Hello. Do you know that moment when someone says to you: 'A penny for your thoughts'? And when you try to work out what you are thinking about, you realise that you are thinking about absolutely nothing at all? In other words, that your mind is unemployed? Yes, your mind, that supposedly subtle and expansive machine which, we are informed by people who are paid to know this sort of thing, is finer and faster than any computer ever built, and yet seems to have ground to a halt? You know the feeling?

If you don't know what I'm talking about, here are some more examples. You go into the kitchen to pass on some precious thought to your loved one, or perhaps just to the man who has come to look at the washing- up machine, and you open your mouth - and nothing comes out. You can't remember what you were going to say.

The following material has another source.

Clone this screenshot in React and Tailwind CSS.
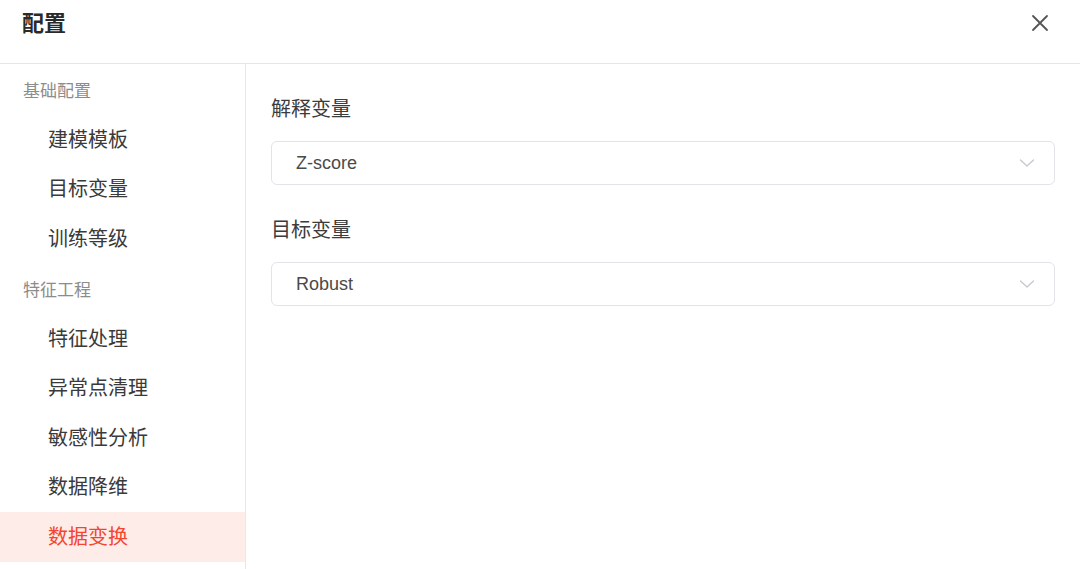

Your mind, which in its capacity has been compared by some experts to the biggest reference library in the world, is suddenly incapable of remembering an idea you had framed five seconds previously, ready for instant use.

Or you switch on the radio and hear someone say: 'And now it's Start The Week with Melvyn Bragg . . .' and the next thing you are aware of is Melvyn Bragg saying that he will be back again next week at the same time, and you realise that you have let an hour of radio slip past without a word of it impinging on your mind. You tell yourself that it may have been an unmemorable conversation and just went easily through both ears, but in your heart of hearts you know that it's something to do with your inability to take in the sparkling talk.

Do you want to know what I think? I think the brain is not like a computer or a reference library at all. I think those are self-deluding ideas that make us feel grand. The brain reminds me much more of a supermarket trolley that we wheel round with us, somewhat crookedly, putting on a fact here, a half-baked notion there. And, of course, dropping things off as well, or forgetting to put them on.

And you know that moment when you leave the trolley by itself for a moment in aisle 18 to go back and get the paprika in aisle 17? And you have a sneaking fear that when you get back someone will have taken it? We can leave our minds behind for a moment, too. When you're driving down a motorway, for instance, and you suddenly realise you haven't taken in any of your surroundings for 10 miles and you haven't even thought about the way you're driving - well, that's because you left your mind in aisle 18 all that time.

Or maybe our minds are not so much like supermarket trolleys as space rockets - maybe our minds travel at the speed of light and visit other places while we are not using them. Sorry, we say, I was miles away, and then we laugh, but what if we were miles away? What if the expression 'absent-minded' is literally true?

Of course, I don't really think the mind is like a trolley or a space rocket. What I really think is that our minds are time-share residences. I think that we use our minds only for a certain percentage of the time and that somebody else is using them at the other times. This is why we sometimes greet total strangers, or think we recognise places we know for certain we have never been to before. It's why we suddenly think about things for no apparent reason, or why our minds suddenly go blank. Somebody else is using our minds. And they are filling them with their own memories, their own thoughts and their own fancies, and they are not always clearing everything away when it is their turn to vacate the premises.

'For oft, when on my couch I lie / In vacant or in pensive mood . . .', wrote Wordsworth. He wrote truer than he knew. Sometimes the mind is vacant. The other time-sharer has moved out and we have not yet moved back in. People are sometimes accused of being untidy-minded. Now you know why. The outgoing mind-sharer has not done his share of the tidying-up. This also explains why some people seem to have split or dual personalities. The mind is being occupied by two different people . . .

I'm sorry. I seem to have lost my train of thought . . .

Today's 'Thought for the Day' was provided by Dr Ernest Dreher, or perhaps by someone else quite different. One of them will be back again soon, we hope.